Core Hadoop Technologies (pt2) edit

2017-01-13 Technologies The Apache Software Foundation Apache Solr Apache Spark GraphX MLlib Spark SQL Spark Streaming Apache Sqoop Peter

And onwards with our look at the core Hadoop technologies.

Today, I’ve added Solr, Sqoop and Spark, along with the Spark sub-projects Spark SQL, Spark Streaming, MLlib and GraphX.

Solr is one of the big two search technologies along with Elasticsearch, and although there’s debate around which is best (Elastic is probably slightly more developer friendly and supports slightly better analytics capabilities, whereas Solr has the more open development model being an Apache project), they’re both great technologies.

Sqoop is interesting because of where it’s going - whereas the current version of Sqoop focuses on integration with structured databases, the pending version 2 (which admittedly has been in development for a long time now) evolves it slightly to support the batch ingest of any data into Hadoop. It’s going to have stiff competition from Apache NiFi however if and when it’s finally released.
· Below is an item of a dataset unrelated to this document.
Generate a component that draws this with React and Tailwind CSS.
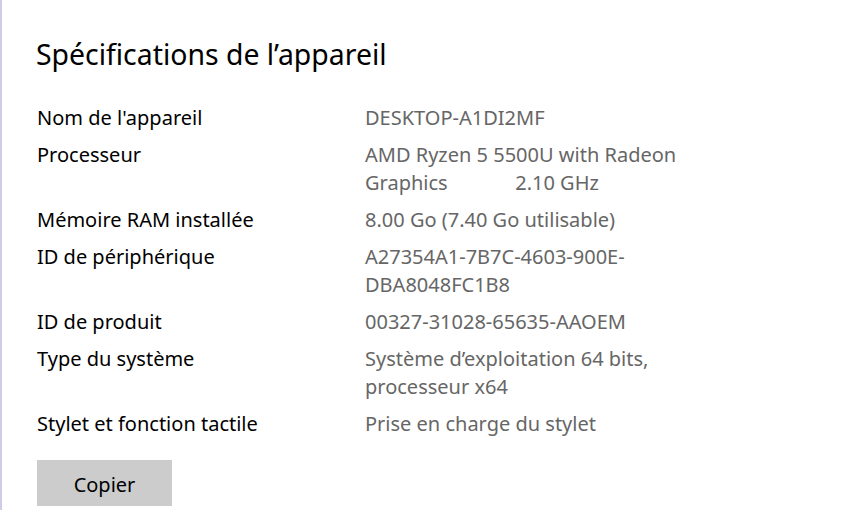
const specs = [
  { label: "Nom de l'appareil", value: ['DESKTOP-A1DI2MF'] },
  { label: 'Processeur', value: ['AMD Ryzen 5 5500U with Radeon', 'Graphics\u00a0\u00a0\u00a0\u00a0\u00a0\u00a0\u00a0\u00a0\u00a0\u00a0\u00a0\u00a0\u00a02.10 GHz'] },
  { label: 'Mémoire RAM installée', value: ['8.00 Go (7.40 Go utilisable)'] },
  { label: 'ID de périphérique', value: ['A27354A1-7B7C-4603-900E-', 'DBA8048FC1B8'] },
  { label: 'ID de produit', value: ['00327-31028-65635-AAOEM'] },
  { label: 'Type du système', value: ['Système d\u2019exploitation 64 bits,', 'processeur x64'] },
  { label: 'Stylet et fonction tactile', value: ['Prise en charge du stylet'] },
];

const App = () => {
  return (
    <div className="flex w-[841px] h-[516px] bg-white font-['Noto_Sans',sans-serif] overflow-hidden">
      {/* left accent line */}
      <div className="w-[2px] h-[510px] bg-[#d3cbe6] shrink-0" />

      <div className="flex-1 pl-[34px] pt-[32px]">
        <h1 className="text-[28.4px] leading-[44px] text-black">Spécifications de l&#8217;appareil</h1>

        <div className="mt-[28px] flex flex-col gap-[9px]">
          {specs.map((row) => (
            <div key={row.label} className="flex text-[20px] leading-[28px]">
              <div className="w-[329px] shrink-0 pl-[1px] text-black">{row.label}</div>
              <div className="text-[#666666]">
                {row.value.map((line) => (
                  <div key={line} className="whitespace-pre">{line}</div>
                ))}
              </div>
            </div>
          ))}
        </div>

        <button className="mt-[22px] ml-[1px] w-[135px] h-[46px] pt-[3px] bg-[#cccccc] text-[20px] text-black">
          Copier
        </button>
      </div>
    </div>
  );
};

export default App;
And so to Spark - which claims to be the most active Open Source project in Big Data (as well as many other things). What is clear however is it’s the one next gen data processing and transformation language that managed to catch significant momentum and adoption. We can argue the toss on whether it’s the best technology, but it’s now bundled with all the Hadoop distributions, has a rapidly growing base of trained and experienced developers, and a rich ecosystem, which means it’s becoming the default answer to a whole bunch of use cases.